Fred Mokoko, social development spokesman, said: "The children are being taken to a secure and registered facility. The department does not have a problem with Mabaso taking care of the children but only if she is legally registered."

When social workers removed two infants, aged three months and one year, on Tuesday and took them to an alternative registered home, Thabani Ngema, 9, ran away and returned after they had left.

Thabani told Sowetan that he would not leave Mabaso's sight because she was his "mother".

Mabaso said the youngest child she was taking care of was three months old and the oldest 21 years.

She said 10 volunteers from Orange Farm and a security guard helped her.

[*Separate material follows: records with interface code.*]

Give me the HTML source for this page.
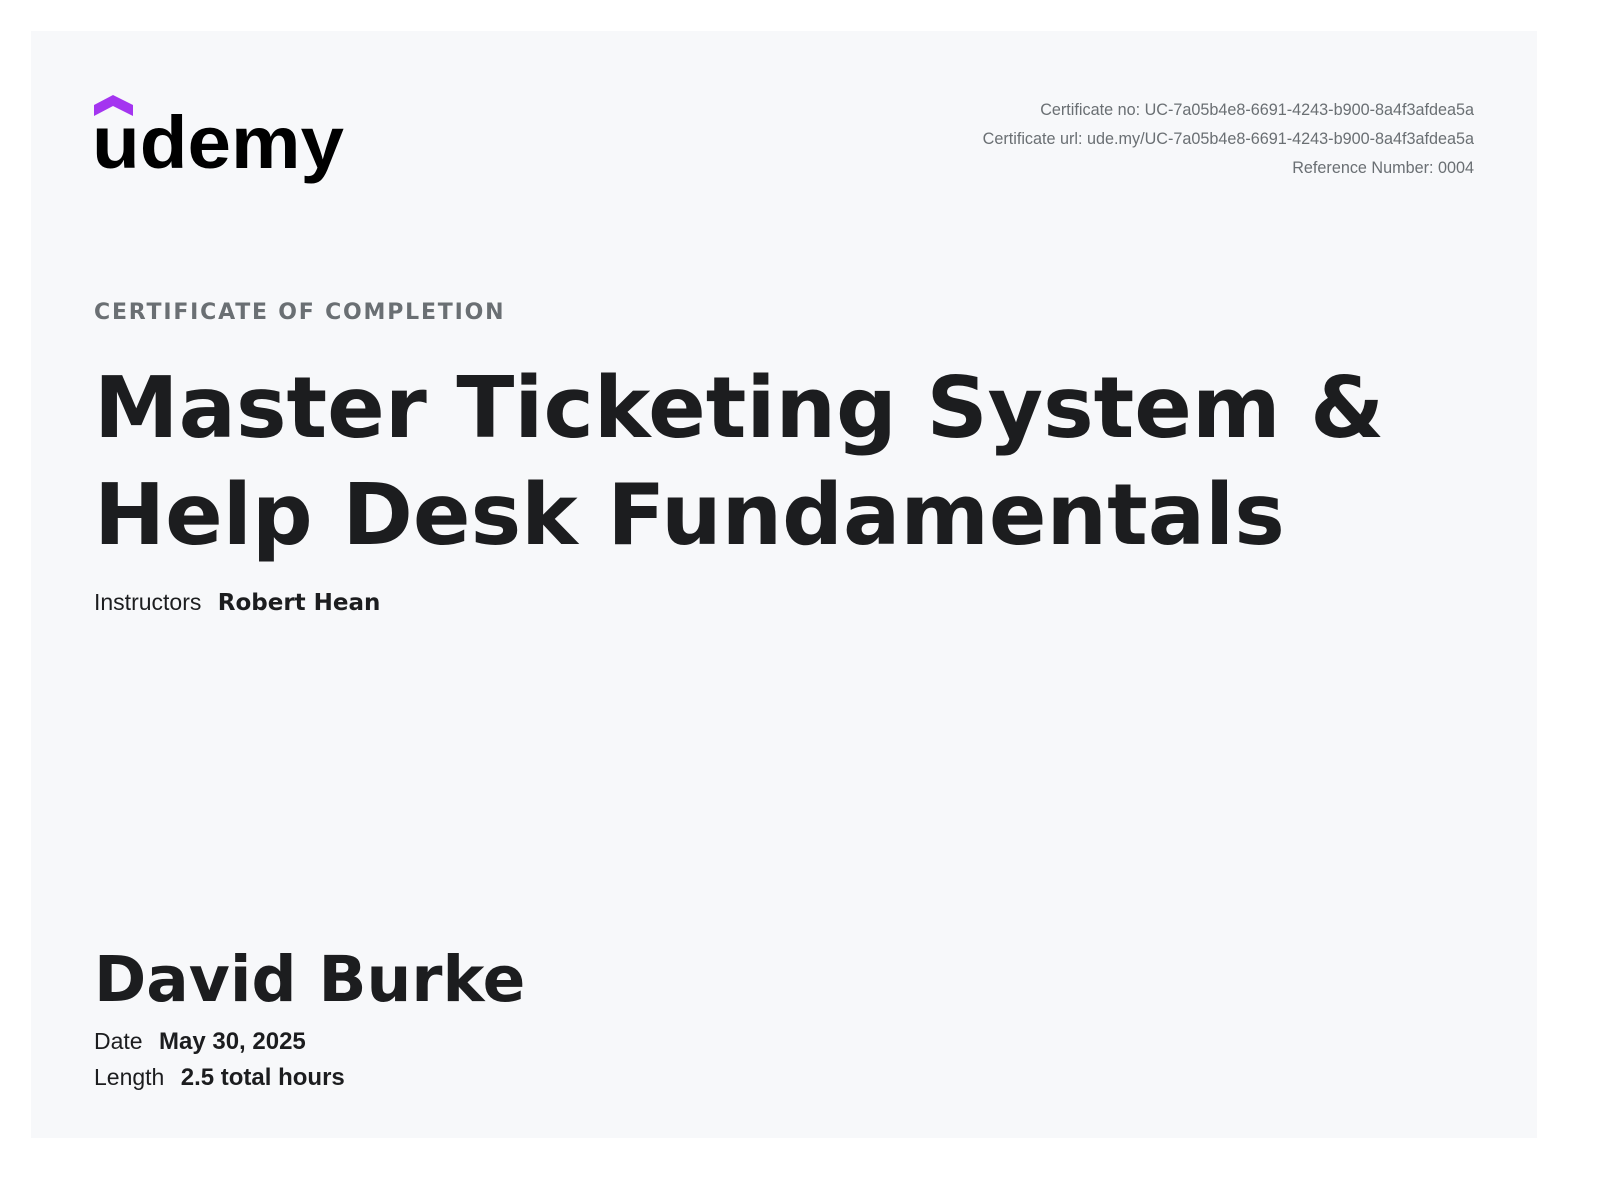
<!DOCTYPE html>
<html><head><meta charset="utf-8"><style>
html,body{margin:0;padding:0;background:#fff;width:1600px;height:1190px;overflow:hidden}
.card{position:absolute;left:31px;top:31px;width:1506px;height:1107px;background:#f7f8fa}
.a{position:absolute;white-space:nowrap;line-height:1}
.dv{font-family:"DejaVu Sans",sans-serif;font-weight:bold;color:#1c1d1f}
.ls{font-family:"Liberation Sans",sans-serif;color:#1c1d1f}
</style></head><body>
<div class="card"></div>
<svg style="position:absolute;left:0;top:0" width="400" height="200">
<polygon points="94,105 113,95 133,105 133,116 113,106 94,116" fill="#a435f0"/>
<text x="92" y="168" font-family="Liberation Sans" font-weight="bold" font-size="74" fill="#000" textLength="252" lengthAdjust="spacingAndGlyphs">udemy</text>
</svg>
<div class="a ls" style="right:126px;top:96px;font-size:16.2px;color:#6a6f73;line-height:29px;text-align:right">Certificate no: UC-7a05b4e8-6691-4243-b900-8a4f3afdea5a<br>Certificate url: ude.my/UC-7a05b4e8-6691-4243-b900-8a4f3afdea5a<br>Reference Number: 0004</div>
<div class="a dv" style="left:94px;top:302px;font-size:22px;letter-spacing:1.8px;color:#6a6f73">CERTIFICATE OF COMPLETION</div>
<div class="a dv" style="left:94px;top:355px;font-size:85px;line-height:107px">Master Ticketing System &amp;<br>Help Desk Fundamentals</div>
<div class="a ls" style="left:94px;top:591px;font-size:23px">Instructors <span class="dv" style="margin-left:10px;font-size:23px">Robert Hean</span></div>
<div class="a dv" style="left:94px;top:948px;font-size:63px">David Burke</div>
<div class="a ls" style="left:94px;top:1030px;font-size:23px">Date <b style="margin-left:10px;font-size:24px">May 30, 2025</b></div>
<div class="a ls" style="left:94px;top:1066px;font-size:23px">Length <b style="margin-left:10px;font-size:24px">2.5 total hours</b></div>
</body></html>
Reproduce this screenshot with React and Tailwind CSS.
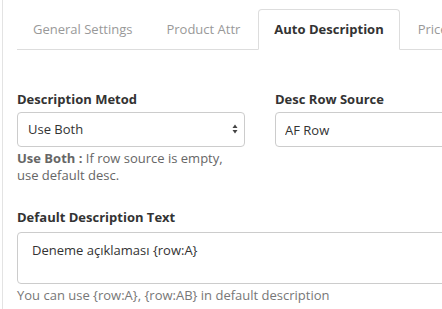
import React from 'react';

const tabs = ['General Settings', 'Product Attr', 'Auto Description', 'Price Settings'];

function App() {
    const active = 'Auto Description';

    return (
        <div className="w-[442px] h-[309px] overflow-hidden bg-white font-['Open_Sans',sans-serif] text-[13px] text-[#333]">
            <div className="ml-[2px] h-full w-[700px] border-l border-[#e3e3e3] pl-[14px] pr-[16px]">
                {/* tabs */}
                <div className="flex pt-[9px] border-b border-[#ddd]">
                    {tabs.map((t) => (
                        <div
                            key={t}
                            className={
                                t === active
                                    ? 'mr-[2px] -mb-px px-[15px] py-[10px] leading-[18px] rounded-t-[4px] border border-[#ddd] border-b-white bg-white font-bold text-[#333]'
                                    : 'mr-[2px] px-[15px] py-[10px] leading-[18px] border border-transparent text-[#999]'
                            }
                        >
                            {t}
                        </div>
                    ))}
                </div>

                {/* form */}
                <div className="grid grid-cols-[228px_228px] gap-x-[30px] pt-[40px]">
                    <div>
                        <label className="block font-bold leading-[18px] mb-[4px]">Description Metod</label>
                        <div className="relative">
                            <select className="w-full h-[35px] pl-[10px] pr-6 border border-[#ccc] rounded-[4px] bg-white text-[13px] text-[#333] appearance-none outline-none">
                                <option>Use Both</option>
                                <option>AF Row</option>
                                <option>Default Desc</option>
                            </select>
                            <svg className="absolute right-[7px] top-[12px] pointer-events-none" width="6" height="10" viewBox="0 0 6 10">
                                <path d="M3 0.5 L5.5 4 L0.5 4 Z" fill="#444" />
                                <path d="M3 9.5 L5.5 6 L0.5 6 Z" fill="#444" />
                            </svg>
                        </div>
                        <p className="mt-[3px] leading-[17px] text-[#666]">
                            <b className="font-bold">Use Both :</b> If row source is empty, use default desc.
                        </p>
                    </div>
                    <div>
                        <label className="block font-bold leading-[18px] mb-[4px]">Desc Row Source</label>
                        <input
                            className="w-full h-[35px] px-[9px] border border-[#ccc] rounded-[4px] text-[13px] text-[#333] outline-none"
                            defaultValue="AF Row"
                        />
                    </div>
                </div>

                <div className="pt-[24px] w-[488px]">
                    <label className="block font-bold leading-[18px] mb-[6px]">Default Description Text</label>
                    <textarea
                        className="block w-full h-[52px] px-[14px] py-[8px] border border-[#ccc] rounded-[4px] text-[13px] leading-[18px] text-[#333] outline-none resize-none"
                        defaultValue="Deneme açıklaması {row:A}"
                    />
                    <p className="mt-[2px] leading-[18px] text-[#777]">You can use {'{row:A}'}, {'{row:AB}'} in default description</p>
                </div>
            </div>
        </div>
    );
}

export default App;
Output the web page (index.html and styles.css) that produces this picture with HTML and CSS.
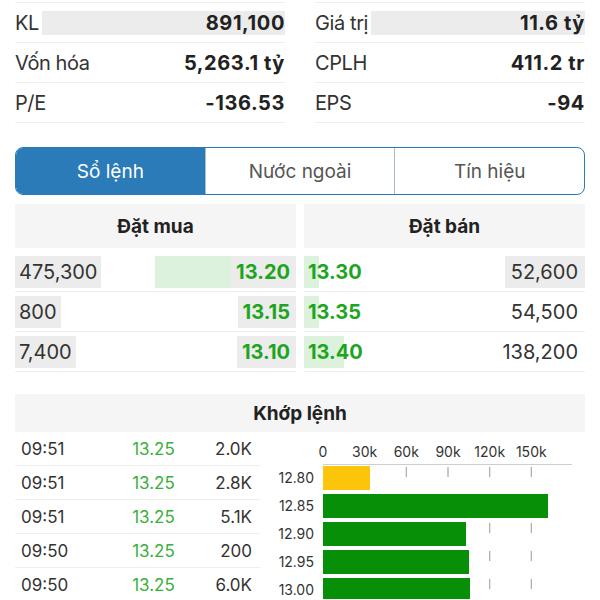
FILE: index.html
```html
<!DOCTYPE html>
<html lang="vi">
<head>
    <meta charset="UTF-8">
    <meta name="viewport" content="width=device-width, initial-scale=1.0">
    <title>Sổ lệnh</title>
    <link rel="stylesheet" href="styles.css">
</head>
<body>
    <div class="page">
        <section class="stats">
            <div class="stat-col">
                <div class="stat-row"><span class="stat-label">KL</span><span class="stat-value flash">891,100</span></div>
                <div class="stat-row"><span class="stat-label">Vốn hóa</span><span class="stat-value">5,263.1 tỷ</span></div>
                <div class="stat-row"><span class="stat-label">P/E</span><span class="stat-value">-136.53</span></div>
            </div>
            <div class="stat-col">
                <div class="stat-row"><span class="stat-label">Giá trị</span><span class="stat-value flash">11.6 tỷ</span></div>
                <div class="stat-row"><span class="stat-label">CPLH</span><span class="stat-value">411.2 tr</span></div>
                <div class="stat-row"><span class="stat-label">EPS</span><span class="stat-value">-94</span></div>
            </div>
        </section>

        <nav class="tabs">
            <div class="tab active">Sổ lệnh</div>
            <div class="tab">Nước ngoài</div>
            <div class="tab">Tín hiệu</div>
        </nav>

        <section class="book">
            <div class="book-side buy">
                <div class="book-head">Đặt mua</div>
                <div class="book-row">
                    <span class="vol-bar" style="width: 141px"></span>
                    <span class="qty hl">475,300</span>
                    <span class="price hl">13.20</span>
                </div>
                <div class="book-row">
                    <span class="vol-bar" style="width: 1px"></span>
                    <span class="qty hl">800</span>
                    <span class="price hl">13.15</span>
                </div>
                <div class="book-row">
                    <span class="vol-bar" style="width: 2px"></span>
                    <span class="qty hl">7,400</span>
                    <span class="price hl">13.10</span>
                </div>
            </div>
            <div class="book-side sell">
                <div class="book-head">Đặt bán</div>
                <div class="book-row">
                    <span class="vol-bar" style="width: 15px"></span>
                    <span class="price">13.30</span>
                    <span class="qty hl">52,600</span>
                </div>
                <div class="book-row">
                    <span class="vol-bar" style="width: 15px"></span>
                    <span class="price">13.35</span>
                    <span class="qty">54,500</span>
                </div>
                <div class="book-row">
                    <span class="vol-bar" style="width: 40px"></span>
                    <span class="price">13.40</span>
                    <span class="qty">138,200</span>
                </div>
            </div>
        </section>

        <section class="match">
            <div class="match-head">Khớp lệnh</div>
            <div class="match-body">
                <div class="trades">
                    <div class="trade-row"><span class="t-time">09:51</span><span class="t-price">13.25</span><span class="t-vol">2.0K</span></div>
                    <div class="trade-row"><span class="t-time">09:51</span><span class="t-price">13.25</span><span class="t-vol">2.8K</span></div>
                    <div class="trade-row"><span class="t-time">09:51</span><span class="t-price">13.25</span><span class="t-vol">5.1K</span></div>
                    <div class="trade-row"><span class="t-time">09:50</span><span class="t-price">13.25</span><span class="t-vol">200</span></div>
                    <div class="trade-row"><span class="t-time">09:50</span><span class="t-price">13.25</span><span class="t-vol">6.0K</span></div>
                </div>

                <!-- khối lượng theo giá -->
                <svg class="chart" width="323" height="167" viewBox="0 0 323 167">
                    <g class="grid">
                        <line x1="102.7" y1="35" x2="102.7" y2="167"/>
                        <line x1="144.3" y1="35" x2="144.3" y2="167"/>
                        <line x1="186" y1="35" x2="186" y2="167"/>
                        <line x1="227.7" y1="35" x2="227.7" y2="167"/>
                        <line x1="269.3" y1="35" x2="269.3" y2="167"/>
                    </g>
                    <line class="axis" x1="61" y1="32.5" x2="310" y2="32.5"/>
                    <g class="axis-labels">
                        <text x="61" y="25">0</text>
                        <text x="102.7" y="25">30k</text>
                        <text x="144.3" y="25">60k</text>
                        <text x="186" y="25">90k</text>
                        <text x="227.7" y="25">120k</text>
                        <text x="269.3" y="25">150k</text>
                    </g>
                    <rect class="bar ref" x="61" y="34" width="47" height="24"/>
                    <rect class="bar" x="61" y="62" width="225" height="24"/>
                    <rect class="bar" x="61" y="90" width="143" height="24"/>
                    <rect class="bar" x="61" y="118" width="146" height="24"/>
                    <rect class="bar" x="61" y="146" width="147" height="24"/>
                    <g class="price-labels">
                        <text x="52" y="51">12.80</text>
                        <text x="52" y="79">12.85</text>
                        <text x="52" y="107">12.90</text>
                        <text x="52" y="135">12.95</text>
                        <text x="52" y="163">13.00</text>
                    </g>
                </svg>
            </div>
        </section>
    </div>
</body>
</html>
```

FILE: styles.css
```css
body {
    margin: 0;
    padding: 0;
    background: #ffffff;
    font-family: "Inter", "Liberation Sans", sans-serif;
    color: #333;
    overflow: hidden;
}

.page {
    padding: 0 15px;
}

/* thong tin chung */
.stats {
    display: grid;
    grid-template-columns: 1fr 1fr;
    column-gap: 30px;
    padding-top: 2px;
}

.stat-col {
    border-top: 1px solid #efefef;
}

.stat-row {
    display: flex;
    align-items: center;
    height: 40px;
    box-sizing: border-box;
    border-bottom: 1px solid #efefef;
    font-size: 20px;
    padding-top: 1px;
}

.stat-label {
    color: #333;
    letter-spacing: -0.4px;
}

.stat-value {
    flex: 1;
    text-align: right;
    font-weight: bold;
    color: #222;
    height: 24px;
    line-height: 24px;
    letter-spacing: 0.6px;
}

.stat-value.flash {
    background: #ececec;
    margin-left: 3px;
}

/* tabs */
.tabs {
    display: flex;
    margin-top: 24px;
    height: 48px;
    box-sizing: border-box;
    border: 1px solid #2b7bb9;
    border-radius: 8px;
    overflow: hidden;
}

.tab {
    flex: 1;
    display: flex;
    align-items: center;
    justify-content: center;
    font-size: 19px;
    color: #555;
    border-left: 1px solid #a9bccd;
}

.tab:first-child {
    border-left: none;
}

.tab.active {
    background: #2b7bb9;
    color: #ffffff;
}

/* so lenh */
.book {
    display: grid;
    grid-template-columns: 1fr 1fr;
    column-gap: 8px;
    margin-top: 9px;
}

.book-head {
    height: 44px;
    display: flex;
    align-items: center;
    justify-content: center;
    background: #f5f5f5;
    font-size: 19px;
    font-weight: bold;
    color: #222;
    margin-bottom: 4px;
}

.book-row {
    position: relative;
    display: flex;
    align-items: center;
    justify-content: space-between;
    height: 40px;
    box-sizing: border-box;
    border-bottom: 1px solid #efefef;
    font-size: 20px;
}

.vol-bar {
    position: absolute;
    top: 4px;
    height: 32px;
    background: #dcf2dc;
}

.buy .vol-bar {
    right: 0;
}

.sell .vol-bar {
    left: 0;
}

.qty,
.price {
    position: relative;
    height: 32px;
    line-height: 32px;
}

.hl {
    background: #ececec;
}

.qty {
    padding: 0 4px;
    color: #333;
}

.price {
    font-weight: bold;
    color: #1ea51e;
}

.buy .price {
    padding: 0 6px 0 5px;
}

.sell .price {
    padding-left: 4px;
}

.sell .qty {
    padding: 0 7px 0 6px;
}

/* khop lenh */
.match {
    margin-top: 22px;
}

.match-head {
    height: 38px;
    display: flex;
    align-items: center;
    justify-content: center;
    background: #f5f5f5;
    font-size: 19px;
    font-weight: bold;
    color: #222;
}

.match-body {
    display: grid;
    grid-template-columns: 245px 1fr;
    column-gap: 2px;
}

.trade-row {
    display: grid;
    grid-template-columns: 103px 71px 1fr;
    align-items: center;
    height: 34px;
    box-sizing: border-box;
    border-bottom: 1px solid #efefef;
    font-size: 17px;
    padding-top: 1px;
}

.t-time {
    padding-left: 6px;
    color: #333;
}

.t-price {
    text-align: center;
    color: #3aaf3a;
}

.t-vol {
    text-align: right;
    padding-right: 8px;
    color: #333;
}

.chart {
    display: block;
    font-family: "Inter", "Liberation Sans", sans-serif;
    font-size: 14px;
}

.chart .grid line {
    stroke: #a8a8a8;
    stroke-width: 1.2;
    stroke-dasharray: 10 18;
}

.chart .axis {
    stroke: #cfcfcf;
    stroke-width: 1;
}

.chart .axis-labels text {
    text-anchor: middle;
    fill: #333;
}

.chart .price-labels text {
    text-anchor: end;
    fill: #333;
}

.chart .bar {
    fill: #078f07;
}

.chart .bar.ref {
    fill: #fcc50a;
}
```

Some of the children in her care were abandoned at her gate and others were brought by relatives. Some were victims of sexual abuse.

Teenagers mostly proclaimed their "undying love" for Mabaso.

Mabaso said: "I could not sleep on Tuesday after my babies, Karabo and Nokuthula, were taken away from me.

"I miss them. They are my children and I want to give them the warmth they deserve."

She said that the department should advise her how to get registered because she feared the children would run away from the alternative orphanages to which they were allocated.

Earlier in the morning, 75-year-old Rose Makhubu delivered her grandchildren, aged one year and three years, to Mabaso after her daughter had left the two children with her.

Gauteng housing spokesman Victor Moreriane confirmed that the department was funding Siyakhula with R3,9million to build a shelter for the orphans.

Moreriane said the building will be completed by March.

He said the delay was caused by a legal dispute between the developer and the contractor who were appointed by Siyakhula Orphanage to put up the building.

The department intervened by cancelling the funding agreement and requested Siyakhula Trust appoint the department as the developer.